In this notebook we will:
- Lay out the idea of the $k$ means clustering algorithm,
- Demonstrate it on some phony data and
- Discuss different ways you can choose the algorithm's $k$ parameter.

In [None]:
## For data handling
import numpy as np

## For plotting
import matplotlib.pyplot as plt
import seaborn as sns

## This sets the plot style
## to have a grid on a dark background
sns.set_style("darkgrid")

Suppose we have $n$ observations of $m$ features, $X$, that we suspect could be reasonably segmented into groups. The $k$ means algorithm gives us a way to attempt and find those groups in our data.

### The algorithm

In $k$ means clustering we:

1. Select $k$ initial points as a first guess for the $k$ groups' <i>centroids</i>, which are defined to be the average position of all the points within a group,
2. Group all $n$ points according to which centroid is closest,
3. Recalculate the $k$ centroids using the groups found in step 2 and
4. Repeat steps $2$ and $3$ until you reach a time at which no observations change groups.

#### By hand

Let's see this in action, then we will demonstrate how to implement it in `sklearn`.

In [None]:
np.random.seed(2)
X = np.zeros((30,2))

X[:10,:] = np.random.randn(10,2)
X[10:20,:] = np.random.randn(10,2) + np.array([4,4])
X[20:,:] = np.random.randn(10,2) + np.array([-5,5])

In [None]:
plt.figure(figsize=(10,6))

plt.scatter(X[:,0], X[:,1])

plt.show()

In [None]:
## random choice of centroid
centroid_guess = np.zeros((3,2))

centroid_guess[:,0] = 12*np.random.random(3) - 7
centroid_guess[:,1] = 8*np.random.random(3) - 1

## find distance from each point to each centroid
distances = np.zeros((30,3))

distances[:,0] = np.sqrt(np.sum(np.power(X - centroid_guess[0,:],2), axis=1))
distances[:,1] = np.sqrt(np.sum(np.power(X - centroid_guess[1,:],2), axis=1))
distances[:,2] = np.sqrt(np.sum(np.power(X - centroid_guess[2,:],2), axis=1))
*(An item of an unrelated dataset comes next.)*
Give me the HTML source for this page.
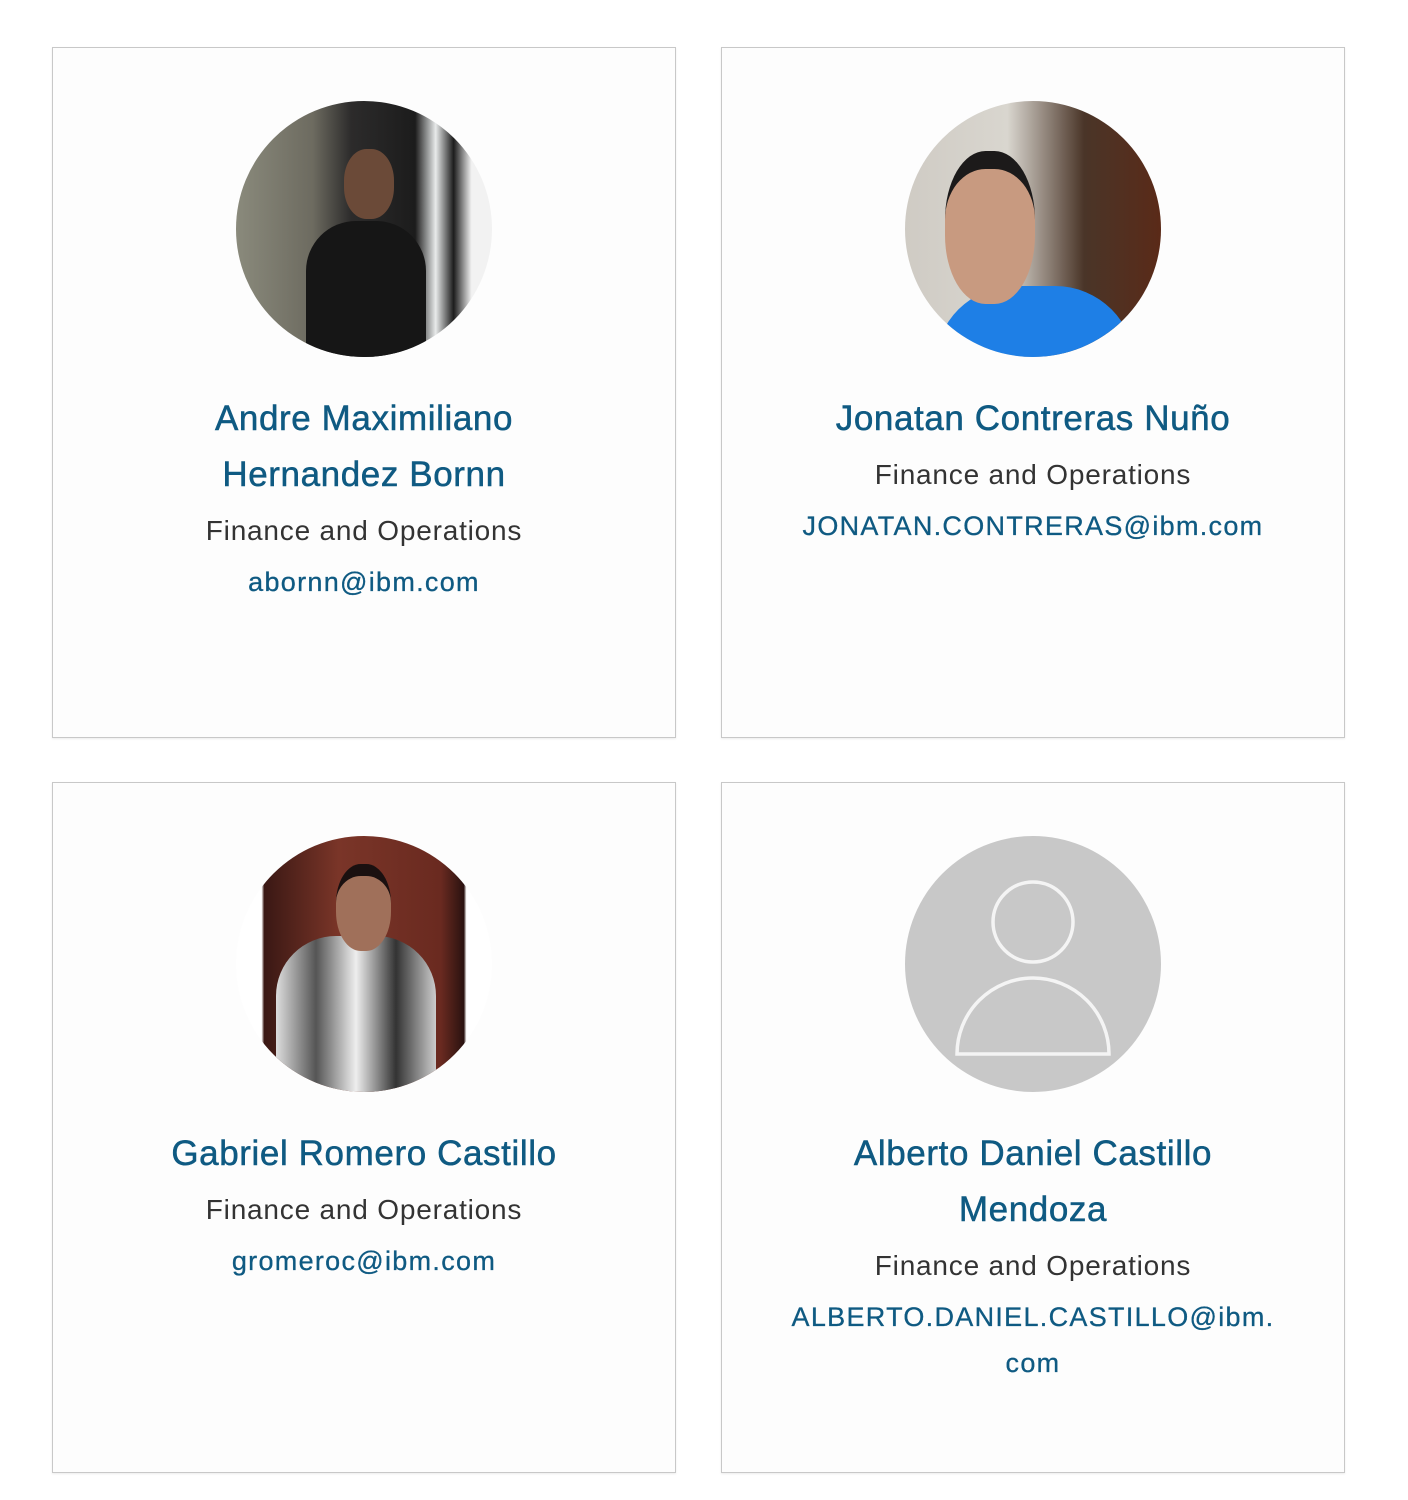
<!DOCTYPE html>
<html><head><meta charset="utf-8"><style>
body{margin:0;background:#fff;width:1408px;height:1500px;position:relative;font-family:"Liberation Sans",sans-serif}
.card{position:absolute;width:624px;height:691px;border:1px solid #c8c8c8;background:#fdfdfd;box-shadow:0 1px 2px rgba(0,0,0,.08);text-align:center;box-sizing:border-box}
.av{position:absolute;left:183px;top:53px;width:256px;height:256px;border-radius:50%;overflow:hidden}
.txt{position:absolute;top:343px;left:0;right:0}
.n{color:#0f5a82;font-size:35px;line-height:56px;letter-spacing:.6px;-webkit-text-stroke:.5px #0f5a82;width:450px;margin:0 auto}
.j{color:#333;font-size:28px;line-height:56px;letter-spacing:.8px;font-weight:300}
.e{color:#0f5a82;font-size:27px;line-height:46px;letter-spacing:1.3px;-webkit-text-stroke:.3px #0f5a82}
</style></head><body>
<div class="card" style="left:52px;top:47px">
<div class="av" style="background:linear-gradient(90deg,#8a8a7c 0%,#6d6b60 30%,#2c2b2b 45%,#1c1c1c 70%,#e8eaea 78%,#1c1c1c 85%,#f2f2f2 92%)">
<div style="position:absolute;left:70px;top:120px;width:120px;height:150px;background:#161616;border-radius:50px 50px 0 0"></div>
<div style="position:absolute;left:108px;top:48px;width:50px;height:70px;background:#6b4a38;border-radius:45%"></div>
</div>
<div class="txt"><div class="n">Andre Maximiliano Hernandez Bornn</div><div class="j">Finance and Operations</div><div class="e">abornn@ibm.com</div></div></div>

<div class="card" style="left:721px;top:47px">
<div class="av" style="background:linear-gradient(90deg,#cfcbc4 0%,#d9d6cf 40%,#4a3528 70%,#5a2a18 100%)">
<div style="position:absolute;left:30px;top:185px;width:200px;height:100px;background:#1e7fe6;border-radius:80px 80px 0 0"></div>
<div style="position:absolute;left:40px;top:50px;width:90px;height:135px;background:#c89a80;border-radius:45%;border-top:18px solid #1c1a1a"></div>
</div>
<div class="txt"><div class="n">Jonatan Contreras Nuño</div><div class="j">Finance and Operations</div><div class="e">JONATAN.CONTRERAS@ibm.com</div></div></div>

<div class="card" style="left:52px;top:782px">
<div class="av" style="background:linear-gradient(90deg,#fff 0%,#fff 10%,#3a1814 11%,#7a3528 40%,#6a2a20 80%,#2a1210 89%,#fff 90%)">
<div style="position:absolute;left:40px;top:100px;width:160px;height:160px;background:linear-gradient(90deg,#ddd,#555,#eee,#333,#ccc);border-radius:60px 60px 0 0"></div>
<div style="position:absolute;left:100px;top:28px;width:55px;height:75px;background:#a0705a;border-radius:45%;border-top:12px solid #1a1010"></div>
</div>
<div class="txt"><div class="n">Gabriel Romero Castillo</div><div class="j">Finance and Operations</div><div class="e">gromeroc@ibm.com</div></div></div>

<div class="card" style="left:721px;top:782px">
<div class="av" style="background:#c8c8c8">
<svg width="256" height="256" viewBox="0 0 256 256"><g fill="none" stroke="#f4f4f4" stroke-width="3.5"><circle cx="128" cy="86" r="40"/><path d="M52 218 A76 76 0 0 1 204 218 Z"/></g></svg>
</div>
<div class="txt"><div class="n">Alberto Daniel Castillo Mendoza</div><div class="j">Finance and Operations</div><div class="e">ALBERTO.DANIEL.CASTILLO@ibm.<br>com</div></div></div>
</body></html>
clusters = np.argmin(distances, axis=1)

## recalculate cluster centroids
new_centroid_guess = np.zeros((3,2))
new_centroid_guess[0,:] = np.mean(X[clusters==0,:], axis=0)
new_centroid_guess[1,:] = np.mean(X[clusters==1,:], axis=0)
new_centroid_guess[2,:] = np.mean(X[clusters==2,:], axis=0)

In [None]:
plt.figure(figsize=(10,6))

plt.scatter(X[clusters==0,0], X[clusters==0,1], c='b', label="Current Cluster 0")
plt.scatter(X[clusters==1,0], X[clusters==1,1], c='green', marker='v', label="Current Cluster 1")
plt.scatter(X[clusters==2,0], X[clusters==2,1], c='k', marker='+', s=100, label="Current Cluster 2")

plt.scatter(centroid_guess[:,0], 
            centroid_guess[:,1], 
            c='r', 
            marker='x', s=100, label='Current Centroid Guess')
plt.scatter(new_centroid_guess[:,0], new_centroid_guess[:,1], c='orange', marker='*', s=100, label='Next Centroid Guess')


plt.legend(fontsize=14)
plt.title("First Round of $k$-Means", fontsize=20)

plt.show()

In [None]:
centroid_guess = new_centroid_guess.copy()
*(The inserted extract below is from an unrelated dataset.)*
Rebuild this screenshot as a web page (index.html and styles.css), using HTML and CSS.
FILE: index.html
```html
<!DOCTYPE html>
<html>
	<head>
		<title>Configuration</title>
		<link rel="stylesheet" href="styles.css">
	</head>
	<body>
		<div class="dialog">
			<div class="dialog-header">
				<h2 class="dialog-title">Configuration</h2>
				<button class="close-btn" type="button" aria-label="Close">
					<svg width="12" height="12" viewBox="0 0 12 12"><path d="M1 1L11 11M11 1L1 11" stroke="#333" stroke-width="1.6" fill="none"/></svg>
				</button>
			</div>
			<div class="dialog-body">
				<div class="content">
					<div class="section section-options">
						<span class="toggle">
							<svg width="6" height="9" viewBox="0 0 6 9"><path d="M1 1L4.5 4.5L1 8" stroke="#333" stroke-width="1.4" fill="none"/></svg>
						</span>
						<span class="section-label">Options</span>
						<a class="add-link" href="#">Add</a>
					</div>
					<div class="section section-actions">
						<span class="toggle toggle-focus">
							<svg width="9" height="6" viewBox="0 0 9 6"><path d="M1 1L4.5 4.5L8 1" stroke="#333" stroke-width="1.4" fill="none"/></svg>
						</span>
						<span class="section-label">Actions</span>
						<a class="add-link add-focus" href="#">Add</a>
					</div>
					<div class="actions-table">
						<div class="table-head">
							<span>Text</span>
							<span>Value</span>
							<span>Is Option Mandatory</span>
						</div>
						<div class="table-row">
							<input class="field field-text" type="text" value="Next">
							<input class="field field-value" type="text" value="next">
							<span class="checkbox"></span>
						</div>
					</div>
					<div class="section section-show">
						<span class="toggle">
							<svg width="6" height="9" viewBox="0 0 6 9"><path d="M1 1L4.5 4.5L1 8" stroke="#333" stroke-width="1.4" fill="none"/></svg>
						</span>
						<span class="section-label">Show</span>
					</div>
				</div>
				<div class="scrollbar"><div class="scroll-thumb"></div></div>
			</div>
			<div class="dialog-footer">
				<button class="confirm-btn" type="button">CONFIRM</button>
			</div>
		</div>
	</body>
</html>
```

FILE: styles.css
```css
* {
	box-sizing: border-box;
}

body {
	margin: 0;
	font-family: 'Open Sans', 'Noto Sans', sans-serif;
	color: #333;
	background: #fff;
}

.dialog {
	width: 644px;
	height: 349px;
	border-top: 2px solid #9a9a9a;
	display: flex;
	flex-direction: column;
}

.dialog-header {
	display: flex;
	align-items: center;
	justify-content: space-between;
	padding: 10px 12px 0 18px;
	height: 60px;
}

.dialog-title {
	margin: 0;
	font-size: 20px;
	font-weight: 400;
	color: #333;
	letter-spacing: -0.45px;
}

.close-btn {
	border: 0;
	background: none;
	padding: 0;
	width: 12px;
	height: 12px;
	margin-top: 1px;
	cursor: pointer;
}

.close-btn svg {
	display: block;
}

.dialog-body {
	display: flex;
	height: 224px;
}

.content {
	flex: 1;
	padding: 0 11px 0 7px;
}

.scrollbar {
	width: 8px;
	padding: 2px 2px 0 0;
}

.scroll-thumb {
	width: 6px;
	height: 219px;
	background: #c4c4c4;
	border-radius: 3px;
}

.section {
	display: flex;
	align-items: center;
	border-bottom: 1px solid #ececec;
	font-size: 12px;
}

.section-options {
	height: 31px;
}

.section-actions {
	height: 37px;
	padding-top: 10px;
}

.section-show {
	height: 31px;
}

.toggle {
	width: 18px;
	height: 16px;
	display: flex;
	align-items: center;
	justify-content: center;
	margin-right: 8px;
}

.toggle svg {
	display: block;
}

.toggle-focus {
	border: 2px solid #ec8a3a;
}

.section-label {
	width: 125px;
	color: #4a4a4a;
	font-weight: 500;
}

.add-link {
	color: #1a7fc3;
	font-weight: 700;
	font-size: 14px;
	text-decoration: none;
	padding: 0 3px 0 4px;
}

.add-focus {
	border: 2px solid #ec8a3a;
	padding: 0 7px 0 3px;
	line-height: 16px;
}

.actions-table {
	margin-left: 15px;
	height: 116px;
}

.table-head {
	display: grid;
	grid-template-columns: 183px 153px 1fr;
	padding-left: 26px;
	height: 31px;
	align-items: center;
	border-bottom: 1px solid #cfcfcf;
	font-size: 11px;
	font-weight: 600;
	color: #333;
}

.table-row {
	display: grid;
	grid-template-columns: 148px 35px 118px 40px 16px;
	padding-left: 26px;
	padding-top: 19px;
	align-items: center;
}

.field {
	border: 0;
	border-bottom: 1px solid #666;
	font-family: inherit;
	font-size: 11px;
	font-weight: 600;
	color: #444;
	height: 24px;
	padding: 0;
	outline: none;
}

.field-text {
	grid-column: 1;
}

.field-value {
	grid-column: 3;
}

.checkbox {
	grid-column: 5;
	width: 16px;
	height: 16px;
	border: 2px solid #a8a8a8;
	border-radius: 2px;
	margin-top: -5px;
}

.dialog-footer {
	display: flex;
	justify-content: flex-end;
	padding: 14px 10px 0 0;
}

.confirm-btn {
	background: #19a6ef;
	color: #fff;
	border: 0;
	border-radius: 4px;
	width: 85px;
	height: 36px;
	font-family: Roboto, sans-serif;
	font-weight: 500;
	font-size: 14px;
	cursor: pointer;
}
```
## find distance from each point to each centroid
distances[:,0] = np.sqrt(np.sum(np.power(X - centroid_guess[0,:],2), axis=1))
distances[:,1] = np.sqrt(np.sum(np.power(X - centroid_guess[1,:],2), axis=1))
distances[:,2] = np.sqrt(np.sum(np.power(X - centroid_guess[2,:],2), axis=1))

clusters = np.argmin(distances, axis=1)

## recalculate cluster centroids
new_centroid_guess = np.zeros((3,2))
new_centroid_guess[0,:] = np.mean(X[clusters==0,:], axis=0)
new_centroid_guess[1,:] = np.mean(X[clusters==1,:], axis=0)
new_centroid_guess[2,:] = np.mean(X[clusters==2,:], axis=0)

In [None]:
plt.figure(figsize=(10,6))

plt.scatter(X[clusters==0,0], X[clusters==0,1], c='b', label="Current Cluster 0")
plt.scatter(X[clusters==1,0], X[clusters==1,1], c='green', marker='v', label="Current Cluster 1")
plt.scatter(X[clusters==2,0], X[clusters==2,1], c='k', marker='+', s=100, label="Current Cluster 2")

plt.scatter(centroid_guess[:,0], centroid_guess[:,1], c='r', marker='x', s=100, label='Current Centroid Guess')
plt.scatter(new_centroid_guess[:,0], new_centroid_guess[:,1], c='orange', marker='*', s=100, label='Next Centroid Guess')


plt.legend(fontsize=14)
plt.title("Second Round of $k$-Means", fontsize=20)

plt.show()

We would keep going in this way until our stopping criterion was hit. For this example it seems like that could be this very round.

#### In `sklearn`

We can implement this in `sklearn` with `KMeans`, <a href="https://scikit-learn.org/stable/modules/generated/sklearn.cluster.KMeans.html">https://scikit-learn.org/stable/modules/generated/sklearn.cluster.KMeans.html</a>.

In [None]:
## import KMeans


In [None]:
## Make a KMeans object
kmeans = 

## Fit the kmeans object



## get the clusters


In [None]:
plt.figure(figsize=(10,6))

plt.scatter(X[clusters==0,0], X[clusters==0,1], c='b', label="$k$-Means Cluster 0")
plt.scatter(X[clusters==1,0], X[clusters==1,1], c='green', marker='v', label="$k$-Means Cluster 1")
plt.scatter(X[clusters==2,0], X[clusters==2,1], c='k', marker='+', s=100, label="$k$-Means Cluster 2")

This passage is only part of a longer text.